No, since it will directly fail:

bn1 = nn.BatchNorm2d(3, track_running_stats=False)
bn2 = nn.BatchNorm2d(3)

print(bn1.running_mean)
# None
print(bn1.running_var)
# None
bn1.load_state_dict(bn2.state_dict())
# RuntimeError: Error(s) in loading state_dict for BatchNorm2d:
# 	Unexpected key(s) in state_dict: "running_mean", "running_var", "num_batches_tracked". 
1 Like

I see! The load_state_dict documentation actually talks about this:

If a parameter or buffer is registered as None and its corresponding key exists in state_dict, load_state_dict() will raise a RuntimeError.

So, don’t mess with track_running_stats to freeze a BatchNorm layer, I guess.

But my last question persists: How do I sustainably freeze a BatchNorm layer so that it does not get accidentally unfrozen when the training loop switches between train and eval mode for training and validation?

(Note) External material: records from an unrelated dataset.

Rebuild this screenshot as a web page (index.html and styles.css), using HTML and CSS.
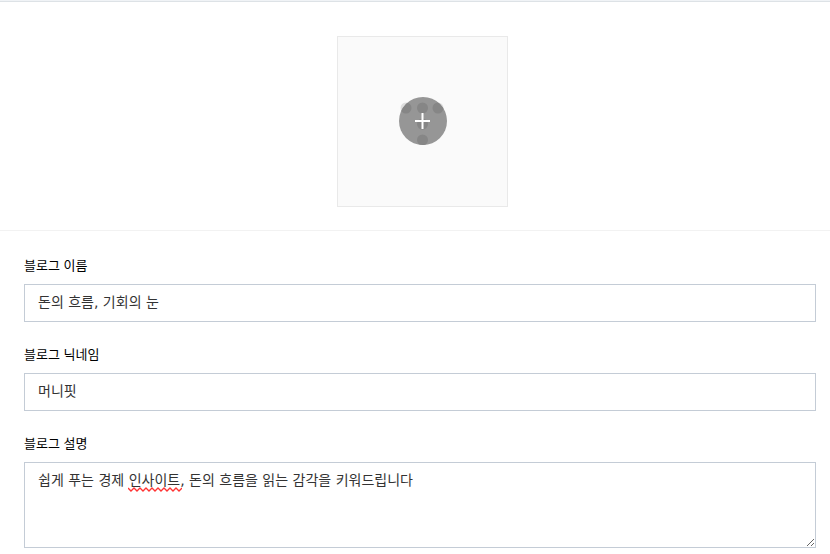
FILE: index.html
```html
<!DOCTYPE html>
<html lang="ko">
<head>
    <meta charset="UTF-8">
    <meta name="viewport" content="width=device-width, initial-scale=1.0">
    <title>블로그 설정</title>
    <link rel="stylesheet" href="styles.css">
</head>
<body>
    <div class="top-line"></div>
    <form class="setting">
        <div class="profile">
            <button type="button" class="upload" aria-label="이미지 추가">
                <svg class="upload-icon" width="48" height="48" viewBox="0 0 48 48">
                    <g fill="#dedede">
                        <circle cx="7" cy="11" r="5.5"/>
                        <circle cx="39" cy="11" r="5.5"/>
                    </g>
                    <circle cx="24" cy="24" r="24" fill="#969696"/>
                    <clipPath id="disc"><circle cx="24" cy="24" r="24"/></clipPath>
                    <g fill="#868686" clip-path="url(#disc)">
                        <circle cx="7" cy="11" r="5.5"/>
                        <circle cx="23.5" cy="11" r="5.5"/>
                        <circle cx="39" cy="11" r="5.5"/>
                        <circle cx="23.5" cy="27" r="5.5"/>
                        <circle cx="23.5" cy="43" r="5.5"/>
                    </g>
                    <path d="M16 24h15M23.5 16v16" stroke="#fff" stroke-width="2" fill="none"/>
                </svg>
            </button>
        </div>
        <div class="fields">
            <div class="field">
                <label for="blogName">블로그 이름</label>
                <input type="text" id="blogName" value="돈의 흐름, 기회의 눈">
            </div>
            <div class="field">
                <label for="nickname">블로그 닉네임</label>
                <input type="text" id="nickname" value="머니핏">
            </div>
            <div class="field">
                <label for="description">블로그 설명</label>
                <div class="text-wrap">
                    <textarea id="description" spellcheck="false">쉽게 푸는 경제 인사이트, 돈의 흐름을 읽는 감각을 키워드립니다</textarea>
                    <svg class="spell-mark" width="54" height="5" viewBox="0 0 54 5">
                        <path d="M0 1l3 3 3-3 3 3 3-3 3 3 3-3 3 3 3-3 3 3 3-3 3 3 3-3 3 3 3-3 3 3 3-3 3 3 3-3" stroke="#f33" stroke-width="1.3" fill="none"/>
                    </svg>
                </div>
            </div>
        </div>
    </form>
</body>
</html>
```
FILE: styles.css
```css
* {
    box-sizing: border-box;
}
body {
    margin: 0;
    background: #fff;
    font-family: "Noto Sans CJK KR", sans-serif;
    color: #000;
}
.top-line {
    height: 2px;
    background: #f0f3f6;
    border-bottom: 1px solid #dde2e6;
}
.profile {
    display: flex;
    justify-content: center;
    padding: 34px 0 23px 15px;
    border-bottom: 1px solid #f2f2f2;
}
.upload {
    display: flex;
    align-items: center;
    justify-content: center;
    width: 171px;
    height: 171px;
    padding: 0 0 1px;
    border: 1px solid #e9e9e9;
    background: #fafafa;
    cursor: pointer;
}
.fields {
    display: flex;
    flex-direction: column;
    gap: 22px;
    padding: 24px 14px 6px 24px;
}
.field label {
    display: block;
    margin-bottom: 9px;
    font-size: 13px;
    line-height: 20px;
}
.field input,
.field textarea {
    display: block;
    width: 100%;
    padding: 7px 13px;
    border: 1px solid #c4ccd6;
    border-radius: 0;
    background: #fff;
    font-family: "DejaVu Sans", "Noto Sans CJK KR", sans-serif;
    font-size: 14px;
    line-height: 20px;
    color: #333;
    outline: none;
}
.field input {
    height: 38px;
    padding-top: 5px;
    padding-bottom: 9px;
}
.field textarea {
    height: 86px;
    resize: vertical;
}
.text-wrap {
    position: relative;
}
.spell-mark {
    position: absolute;
    left: 104px;
    top: 25px;
    pointer-events: none;
}
```
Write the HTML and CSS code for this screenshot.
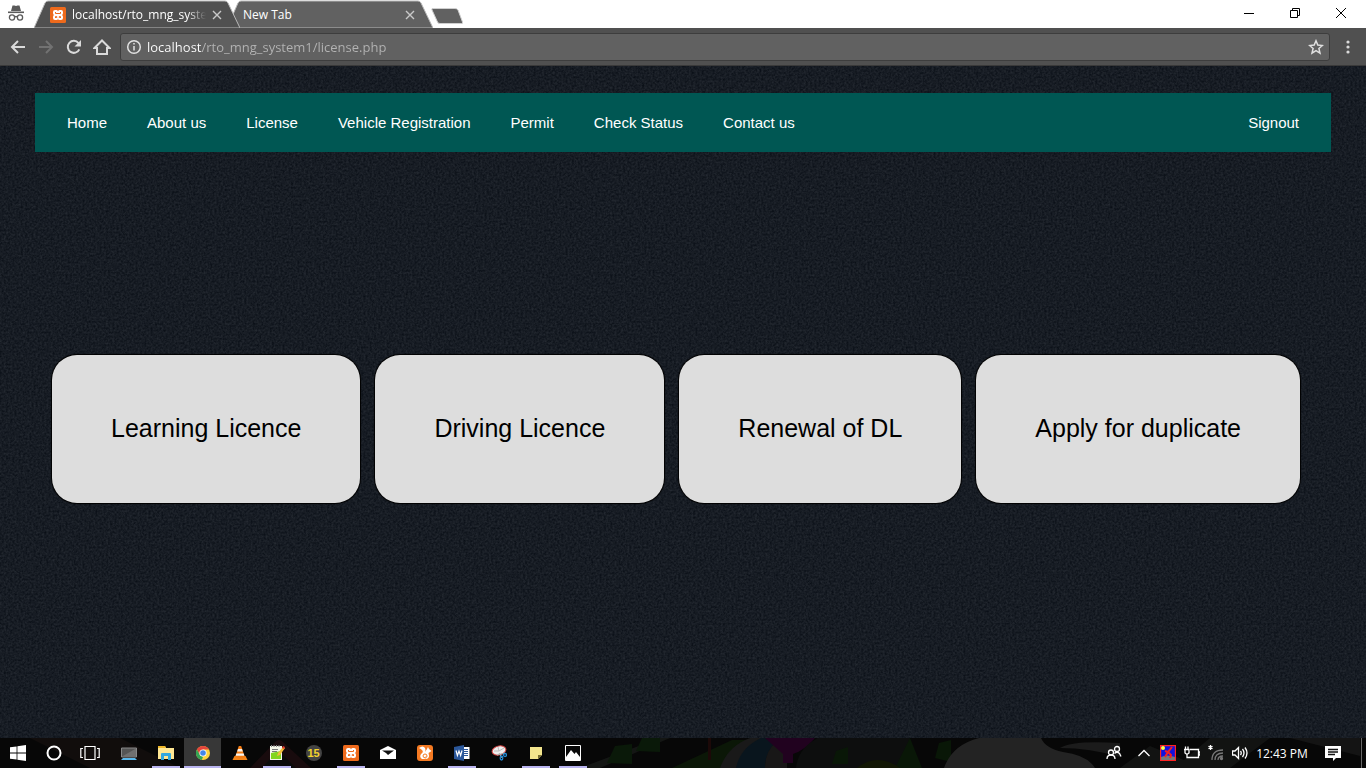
FILE: index.html
```html
<!DOCTYPE html>
<html lang="en">
<head>
<meta charset="utf-8">
<title>License</title>
<link rel="stylesheet" href="styles.css">
</head>
<body>
<div class="screen">
  <header class="tabstrip">
    <svg class="incognito" viewBox="0 0 16 18" role="img" aria-label="Incognito"><path d="M4.500 1.500h2l1.500.6 1.500-.6h2L13 7H3z" fill="#5a5a5a"/><path d="M0 7.500h16v1.600H0z" fill="#5a5a5a"/><g fill="none" stroke="#5a5a5a" stroke-width="1.300"><circle cx="4" cy="13.500" r="2.600"/><circle cx="12" cy="13.500" r="2.600"/><path d="M6.500 13q1.500-1 3 0"/></g></svg>
    <div class="tab tab-active">
      <svg class="tab-shape" viewBox="0 0 206 28" preserveAspectRatio="none" aria-hidden="true"><path d="M0 28L11 3Q12 1 14 1H191Q193 1 194 3L206 28z" fill="#505050" stroke="#b8b8b8"/></svg>
      <svg class="favicon" viewBox="0 0 16 16" aria-hidden="true"><rect width="16" height="16" rx="1.500" fill="#ee6a1c"/><path d="M5 3h1.500Q8 3 8 4.500 8 3 9.500 3H11q2 0 2 2v1q0 1.500-1 2 1 .5 1 2v1q0 2-2 2H9.500Q8 13 8 11.500 8 13 6.500 13H5q-2 0-2-2v-1q0-1.500 1-2-1-.5-1-2V5q0-2 2-2z" fill="#fff"/><path d="M5.500 5v1.500h5V5M5.500 11V9.500h1.200V11M10.500 11V9.500H9.300V11" fill="none" stroke="#ee6a1c"/></svg>
      <button class="tab-title fade">localhost/rto_mng_system1</button>
      <button class="tab-close" aria-label="Close tab"><svg viewBox="0 0 10 10"><path d="M1 1l8 8M9 1L1 9"/></svg></button>
    </div>
    <div class="tab tab-back">
      <svg class="tab-shape" viewBox="0 0 206 28" preserveAspectRatio="none" aria-hidden="true"><path d="M0 28L11 3Q12 1 14 1H191Q193 1 194 3L206 28z" fill="#616161" stroke="#b8b8b8"/></svg>
      <button class="tab-title">New Tab</button>
      <button class="tab-close" aria-label="Close tab"><svg viewBox="0 0 10 10"><path d="M1 1l8 8M9 1L1 9"/></svg></button>
    </div>
    <button class="new-tab" aria-label="New tab"><svg viewBox="0 0 34 18"><path d="M2.500 1.500H25Q27 1.500 28 3l4.500 12q.5 1.500-1 1.500H10q-2 0-2.500-1.500L2 3q-.5-1.500.5-1.500z" fill="#616161" stroke="#cfcfcf"/></svg></button>
    <div class="window-controls">
      <button aria-label="Minimize"><svg viewBox="0 0 12 12"><path d="M1 6.500h10"/></svg></button>
      <button aria-label="Restore"><svg viewBox="0 0 12 12"><path d="M1.500 3.500h7v7h-7zM3.500 3.500v-2h7v7h-2"/></svg></button>
      <button aria-label="Close"><svg viewBox="0 0 12 12"><path d="M1 1l10 10M11 1L1 11"/></svg></button>
    </div>
  </header>

  <div class="toolbar">
    <button class="tool" aria-label="Back"><svg viewBox="0 0 16 16"><path d="M15 8H2.500M8 2L2 8l6 6"/></svg></button>
    <button class="tool tool-off" aria-label="Forward"><svg viewBox="0 0 16 16"><path d="M1 8h12.500M8 2l6 6-6 6"/></svg></button>
    <button class="tool" aria-label="Reload"><svg viewBox="0 0 16 16"><path d="M13.300 10.300A6 6 0 1 1 12.500 4.100"/><path d="M15 1v6.500H8.500z" class="solid"/></svg></button>
    <button class="tool" aria-label="Home"><svg viewBox="0 0 18 16"><path d="M1.500 9L9 1.500 16.500 9H14v6H4V9z"/></svg></button>
    <div class="omnibox">
      <svg class="info" viewBox="0 0 16 16" aria-hidden="true"><circle cx="8" cy="8" r="6.300"/><path d="M8 7v4.500M8 4v1.600"/></svg>
      <input class="address" type="text" aria-label="Address" value="localhost/rto_mng_system1/license.php">
      <button class="star" aria-label="Bookmark"><svg viewBox="0 0 16 16"><path d="M8 1.800l1.800 4.300 4.600.4-3.500 3 1.100 4.600L8 11.700l-4 2.400 1.100-4.600-3.500-3 4.600-.4z"/></svg></button>
    </div>
    <button class="menu" aria-label="Menu"><svg viewBox="0 0 4 14"><circle cx="2" cy="2" r="1.600"/><circle cx="2" cy="7" r="1.600"/><circle cx="2" cy="12" r="1.600"/></svg></button>
  </div>

  <main class="page">
    <svg class="grain" aria-hidden="true"><filter id="grain" x="0" y="0" width="100%" height="100%" color-interpolation-filters="sRGB"><feTurbulence type="fractalNoise" baseFrequency="0.47" numOctaves="2" seed="4"/><feColorMatrix values=".14 0 0 0 .02  .14 0 0 0 .04  .14 0 0 0 .07  0 0 0 0 1"/></filter><rect width="100%" height="100%" filter="url(#grain)"/></svg>
    <nav class="site-nav">
      <a href="#">Home</a>
      <a href="#">About us</a>
      <a href="#">License</a>
      <a href="#">Vehicle Registration</a>
      <a href="#">Permit</a>
      <a href="#">Check Status</a>
      <a href="#">Contact us</a>
      <a class="signout" href="#">Signout</a>
    </nav>
    <div class="cards">
      <a class="card" href="#">Learning Licence</a>
      <a class="card" href="#">Driving Licence</a>
      <a class="card" href="#">Renewal of DL</a>
      <a class="card" href="#">Apply for duplicate</a>
    </div>
  </main>

  <footer class="taskbar">
    <svg class="wallpaper" viewBox="0 0 1366 30" preserveAspectRatio="none" aria-hidden="true">
      <rect width="1366" height="30" fill="#070707"/>
      <path d="M30 0h90l60 30H90z" fill="#110d0c"/><path d="M250 30l25-26q4-4 8 0l28 26z" fill="#180b0d"/><path d="M262 30l16-18 18 18z" fill="#0b0b0b"/>
      <path d="M580 30l80-30h10l-70 30z" fill="#141614"/><path d="M672 30l60-28h18l-30 28z" fill="#0b1707"/>
      <path d="M607 25l8-17 17-2v20zM636 13l6-13h18v14z" fill="#0a1909"/><path d="M708 0h3v22h-3z" fill="#1c0908"/>
      <path d="M720 30q8-22 30-30h18l-16 30z" fill="#191919"/><path d="M736 30q4-20 25-30h20q-16 12-16 30z" fill="#09151d"/><path d="M765 30q0-16 10-25l12 10v15z" fill="#181717"/>
      <path d="M765 0h50q-10 12-22 16v9h-10v-9z" fill="#21021f"/><path d="M796 30q2-20 22-30h92v30z" fill="#0d0e0e"/>
      <path d="M832 26l4-13 12-4v17zM895 30l15-30 12 30zM935 20l4-15 12-3v22z" fill="#091707"/><path d="M857 30q20-16 43 0z" fill="#121704"/>
      <path d="M944 30q8-23 35-30h62q4 10 22 14 24 3 32 16z" fill="#232323"/><path d="M1060 10q12-8 60-5v14q-30-9-60-9z" fill="#1b1b1b"/>
      <path d="M1120 30l30-22 34 14 26-22h60l-40 30z" fill="#121312"/><path d="M1290 0l70 18V0z" fill="#141414"/>
    </svg>
    <div class="system-apps">
      <button aria-label="Start"><svg viewBox="0 0 16 16" fill="#fff"><path d="M0 2.300l6.600-.9v6.200H0zM7.400 1.300L16 0v7.600H7.400zM0 8.400h6.600v6.200L0 13.700zM7.400 8.400H16V16l-8.600-1.200z"/></svg></button>
      <button aria-label="Cortana"><svg viewBox="0 0 16 16"><circle cx="8" cy="8" r="6.500" fill="none" stroke="#fff" stroke-width="2"/></svg></button>
      <button aria-label="Task View"><svg class="wide" viewBox="0 0 20 16" fill="none" stroke="#fff" stroke-width="1.200"><path d="M5 1.500h10v13H5zM3 3.500H.8v9H3M17 3.500h2.200v9H17"/></svg></button>
    </div>
    <div class="apps">
      <button aria-label="This PC"><svg viewBox="0 0 16 16"><path d="M.5 3h15v9H.5z" fill="#555" stroke="#888"/><path d="M1 11.500L15 3.500v8z" fill="#707070"/><path d="M2 13h12l2 2H0z" fill="#5ab8ed"/></svg></button>
      <button class="open" aria-label="File Explorer"><svg viewBox="0 0 16 16"><path d="M0 1h7l1 2h8v11H0z" fill="#ffe793"/><path d="M0 1h7l1 2H0z" fill="#efb728"/><path d="M3 15V9q0-1 1-1h8q1 0 1 1v6h-3v-4H6v4z" fill="#33a8df"/></svg></button>
      <button class="open current" aria-label="Chrome"><svg viewBox="0 0 16 16"><circle cx="8" cy="8" r="7" fill="#ffd43c"/><path d="M1.900 4.500A7 7 0 0 1 14.100 4.500H8L5 10z" fill="#e5443c"/><path d="M1.900 4.500L5 10l3 2-1.300 2.900A7 7 0 0 1 1.900 4.500z" fill="#33a455"/><circle cx="8" cy="8" r="3.600" fill="#fff"/><circle cx="8" cy="8" r="2.800" fill="#4486e8"/></svg></button>
      <button aria-label="VLC"><svg viewBox="0 0 16 16"><path d="M2.500 11h11l2 4H.5z" fill="#f58518"/><path d="M6.800 1h2.400L13 12.500q-5 2-10 0z" fill="#f47c13"/><path d="M6 4h4l.8 2.500H5.200zM4.300 8.500h7.400l.7 2.300H3.600z" fill="#f4f4f4"/></svg></button>
      <button class="open" aria-label="Notepad++"><svg viewBox="0 0 16 16"><path d="M1 1h12v14H1z" fill="#f4f5e8"/><path d="M2 8l10-2v8H2z" fill="#82d51b"/><path d="M2.500 0v2M5 0v2M7.500 0v2M10 0v2" stroke="#888"/><path d="M3 4.500h6M3 6.500h5" stroke="#777"/><path d="M8 11l1-3 5-6 2 1-5 7z" fill="#f2bd38"/><path d="M13 3l1-2 2 1-1 2z" fill="#e63b2d"/></svg></button>
      <button aria-label="Calendar 15"><span class="ball">15</span></button>
      <button class="open" aria-label="XAMPP"><svg viewBox="0 0 16 16"><rect width="16" height="16" rx="1.500" fill="#ee6a1c"/><path d="M5 3h1.500Q8 3 8 4.500 8 3 9.500 3H11q2 0 2 2v1q0 1.500-1 2 1 .5 1 2v1q0 2-2 2H9.500Q8 13 8 11.500 8 13 6.500 13H5q-2 0-2-2v-1q0-1.500 1-2-1-.5-1-2V5q0-2 2-2z" fill="#fff"/><path d="M5.500 5v1.500h5V5M5.500 11V9.500h1.200V11M10.500 11V9.500H9.300V11" fill="none" stroke="#ee6a1c"/></svg></button>
      <button aria-label="Mail"><svg viewBox="0 0 16 16"><path d="M0 5l8-4 8 4v9H0z" fill="#fff"/><path d="M2 5.500h12L8 10 6 8z" fill="#111"/></svg></button>
      <button aria-label="UC Browser"><svg viewBox="0 0 16 16"><rect width="16" height="16" rx="3" fill="#f57a22"/><path d="M2 3q4-3 6 0 1 2 0 4l2-3 1-2 1 2 2.500 2-3 2q2 6-3.500 6H5q-3-2-1-5 3-2 1-4-1-1-3-2z" fill="#fff"/><path d="M9 13q-3 0-3-2t2-2 2 2-1.500 1" fill="none" stroke="#f57a22"/></svg></button>
      <button class="open" aria-label="Word"><svg viewBox="0 0 16 16"><path d="M8 2h7.500v12H8z" fill="#fff"/><path d="M9.500 4.500H14M9.500 6.500H14M9.500 8.500H14M9.500 10.500H14" stroke="#2b579a"/><path d="M0 2l10-2v16L0 14z" fill="#2b579a"/><path d="M2 5.500l1.400 5L5 6l1.600 4.500L8 5.500" fill="none" stroke="#fff" stroke-width="1.200"/></svg></button>
      <button aria-label="Snipping Tool"><svg viewBox="0 0 16 16"><ellipse cx="8" cy="5.500" rx="7" ry="4.500" transform="rotate(-14 8 5.500)" fill="#eee" stroke="#d64543"/><path d="M7 2l1 4 5-3M3 6l5 0" stroke="#bbb" fill="none"/><path d="M6 10l8-2M8 8l3 5" stroke="#aaa"/><g fill="none" stroke="#2389d1" stroke-width="1.300"><ellipse cx="10.500" cy="13" rx="1.300" ry="2"/><circle cx="14" cy="10" r="1.500"/></g></svg></button>
      <button class="open" aria-label="Sticky Notes"><svg viewBox="0 0 16 16"><path d="M2 2h12v8l-4 4H2z" fill="#f3e58d"/><path d="M10 10h4l-4 4z" fill="#776d32"/></svg></button>
      <button class="open" aria-label="Photos"><svg viewBox="0 0 16 16"><path d="M.5.500h15v15H.5z" fill="#080808" stroke="#fff"/><path d="M1 12l5-7 3.500 4L11 7l4 5v3H1z" fill="#fff"/></svg></button>
    </div>
    <div class="tray">
      <button class="people" aria-label="People"><svg viewBox="0 0 16 16"><circle cx="11" cy="4" r="2.500"/><circle cx="5" cy="7.500" r="2.500"/><path d="M1 14q0-4 4-4t4 4M8.500 8.500Q11 6 13.500 8.500l1.500 3"/></svg></button>
      <button aria-label="Show hidden icons"><svg viewBox="0 0 16 16"><path d="M2.500 11L8 5.500l5.500 5.500"/></svg></button>
      <button aria-label="Graphics"><svg viewBox="0 0 16 16"><path d="M.5.500h15v15H.5z" fill="#1111df" stroke="#f22"/><circle cx="3" cy="3" r="2" fill="#ff4" stroke="none"/><path d="M1 12q6-3 14 0v3H1z" fill="#777" stroke="none"/><path d="M12 2L8 7l-3-1M8 7l3 3-1 3M8 7l-3 5" stroke="#f32121" stroke-width="2"/></svg></button>
      <button aria-label="Battery"><svg viewBox="0 0 16 16"><path d="M6 4.500h8.500v8H5M14.500 7H16v3h-1.500M0 4.500h5V8L3 9.500 1 8V4.500M1.500 4V1.500M4 4V1.500M3 9v3.500h2"/></svg></button>
      <button aria-label="Network"><svg viewBox="0 0 16 16"><g stroke="#777"><path d="M4 15Q4 5 15 5M7 15q0-7 8-7M10 15q0-4 5-4"/><circle cx="13.500" cy="13.500" r="1" fill="#777"/></g><path d="M2.500 0v5M.5 1.200l4 2.600M4.500 1.200l-4 2.600"/></svg></button>
      <button aria-label="Volume"><svg viewBox="0 0 16 16"><path d="M.5 6h2.500L6.500 2.500v11L3 10H.5zM8.500 6q1.500 2 0 4M10.500 4q3 4 0 8M13 2.500q4 5.500 0 11"/></svg></button>
      <button class="clock">12:43 PM</button>
      <button class="notices" aria-label="Action Center"><svg viewBox="0 0 16 16"><path d="M0 1h16v12h-5l-3 3v-3H0z" fill="#fff" stroke="none"/><path d="M3 4.500h10M3 7h10M3 9.500h7" stroke="#111"/></svg></button>
    </div>
  </footer>
</div>
</body>
</html>
```
FILE: styles.css
```css
* { box-sizing: border-box; }
body { margin: 0; font-family: "Open Sans", "Noto Sans", sans-serif; }
button { margin: 0; padding: 0; border: 0; background: none; font: inherit; color: inherit; }
svg { display: block; flex: none; }

.screen { display: flex; flex-direction: column; min-height: 100vh; background: #050505; }

.tabstrip { display: flex; height: 28px; padding-left: 8px; background: #fff; }
.incognito { width: 16px; height: 18px; margin: 4px 10px 0 0; }
.tab { position: relative; display: flex; align-items: center; width: 206px; height: 28px; padding: 1px 18px 0 16px; font-size: 12px; color: #fff; }
.tab-active { z-index: 1; }
.tab-back { margin-left: -13px; }
.tab-shape { position: absolute; inset: 0; width: 100%; height: 100%; }
.favicon { position: relative; width: 16px; height: 16px; margin-right: 6px; }
.tab-title { position: relative; flex: 1; min-width: 0; overflow: hidden; white-space: nowrap; text-align: left; line-height: 18px; }
.fade { -webkit-mask-image: linear-gradient(90deg, #000 86%, transparent); mask-image: linear-gradient(90deg, #000 86%, transparent); }
.tab-close { position: relative; width: 10px; margin-left: 6px; }
.tab-close svg { width: 10px; height: 10px; stroke: #c9c9c9; stroke-width: 1.400; }
.new-tab { margin-left: -3px; align-self: center; padding-top: 3px; }
.new-tab svg { width: 34px; height: 18px; }
.window-controls { display: flex; margin-left: auto; padding-right: 2px; }
.window-controls button { display: grid; place-items: center; width: 46px; height: 26px; }
.window-controls svg { width: 12px; height: 12px; fill: none; stroke: #000; }

.toolbar { display: flex; align-items: center; height: 38px; padding: 0 10px 0 4px; background: #505050; border-bottom: 1px solid #3a3a3a; }
.tool { display: grid; place-items: center; width: 28px; height: 28px; }
.tool svg { height: 16px; fill: none; stroke: #dadada; stroke-width: 2; }
.tool .solid { fill: #dadada; stroke: none; }
.tool-off svg { stroke: #727272; }
.omnibox { display: flex; align-items: center; flex: 1; height: 28px; margin-left: 4px; padding: 0 5px; background: #616161; border: 1px solid #3d3d3d; border-radius: 3px; }
.info { width: 16px; height: 16px; fill: none; stroke: #e2e2e2; stroke-width: 1.500; }
.address { flex: 1; min-width: 0; margin: 0 0 0 5px; padding: 0; border: 0; font: 13px/20px "Open Sans", "Noto Sans", sans-serif; color: transparent; background: linear-gradient(90deg, #fff 55px, #b4b4b4 55px); -webkit-background-clip: text; background-clip: text; }
.star svg { width: 16px; height: 16px; fill: none; stroke: #e0e0e0; stroke-width: 1.500; }
.menu { display: grid; place-items: center; width: 16px; height: 28px; margin-left: 10px; }
.menu svg { width: 4px; height: 14px; fill: #dadada; }

.page { position: relative; flex: 1; padding: 27px 35px 0; background: #171c24; font-family: "Liberation Sans", Arial, sans-serif; isolation: isolate; }
.grain { position: absolute; inset: 0; z-index: -1; width: 100%; height: 100%; }
.site-nav { display: flex; padding: 0 12px; background: #005753; font-size: 15px; line-height: 19px; }
.site-nav a { padding: 20px; color: #fff; text-decoration: none; }
.site-nav .signout { margin-left: auto; }
.cards { display: flex; gap: 15px; padding: 203px 0 0 17px; }
.card { padding: 59px 59px 61px; border-radius: 25px; background: #ddd; box-shadow: 0 0 1px 1px #000; color: #000; font-size: 25px; line-height: 28px; white-space: nowrap; text-decoration: none; }

.taskbar { position: relative; display: flex; height: 30px; color: #fff; isolation: isolate; }
.wallpaper { position: absolute; inset: 0; z-index: -1; width: 100%; height: 100%; }
.system-apps, .apps, .tray { display: flex; }
.system-apps button, .apps button { display: grid; place-items: center; height: 30px; }
.system-apps button { width: 36px; }
.system-apps svg, .apps svg { width: 16px; height: 16px; }
.system-apps .wide { width: 20px; }
.apps { margin-left: 2px; }
.apps button { width: 37px; }
.apps .open { background: linear-gradient(#b9b4ef, #b9b4ef) center bottom / 28px 2px no-repeat; }
.apps .current { background-color: #373737; background-size: 37px 2px; }
.ball { width: 16px; border-radius: 8px; background: #444; color: #f4d32c; font: bold 11px/16px "Liberation Sans", Arial, sans-serif; }
.tray { margin-left: auto; padding-right: 4px; }
.tray button { display: grid; place-items: center; width: 24px; height: 30px; }
.tray svg { width: 16px; height: 16px; fill: none; stroke: #fff; stroke-width: 1.300; }
.tray .people { width: 36px; }
.tray .clock { width: 60px; font-size: 12px; white-space: nowrap; }
.tray .notices { width: 50px; padding-right: 8px; border-right: 1px solid #666; }
```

My current idea would be to monkeypatch the train method:

from copy import deepcopy


encoder = nn.BatchNorm1d(4)

assert (encoder.running_mean == 0).all()
assert (encoder.running_var == 1).all()


# Train encoder
x = torch.randn((8, 4))
encoder(x)

# Training changes the running stats
assert torch.norm(encoder.running_mean) != 0
assert torch.norm(encoder.running_var) != 0

encoder_state_dict_orig = deepcopy(encoder.state_dict())

# Freeze encoder
encoder.eval()
# Prevent encoder from ever be trainable again
encoder.train = lambda mode=True: encoder

classifier = nn.Linear(4, 1)

model = nn.Sequential(encoder, classifier)

# Training loop:
model.train()
assert not encoder.training

# train...
x = torch.randn((8, 4))
output = model(x)
# (+ the usual stuff...)

model.eval()
# validate...
assert not encoder.training

x = torch.randn((8, 4))
output = model(x)

# After freezing, the running stats did not change anymore, even if the model was trained
encoder_state_dict = encoder.state_dict()
assert all(
    (encoder_state_dict[k] == v).all() for k, v in encoder_state_dict_orig.items()
)

The original train method could be saved so that it can be restored later, if needed.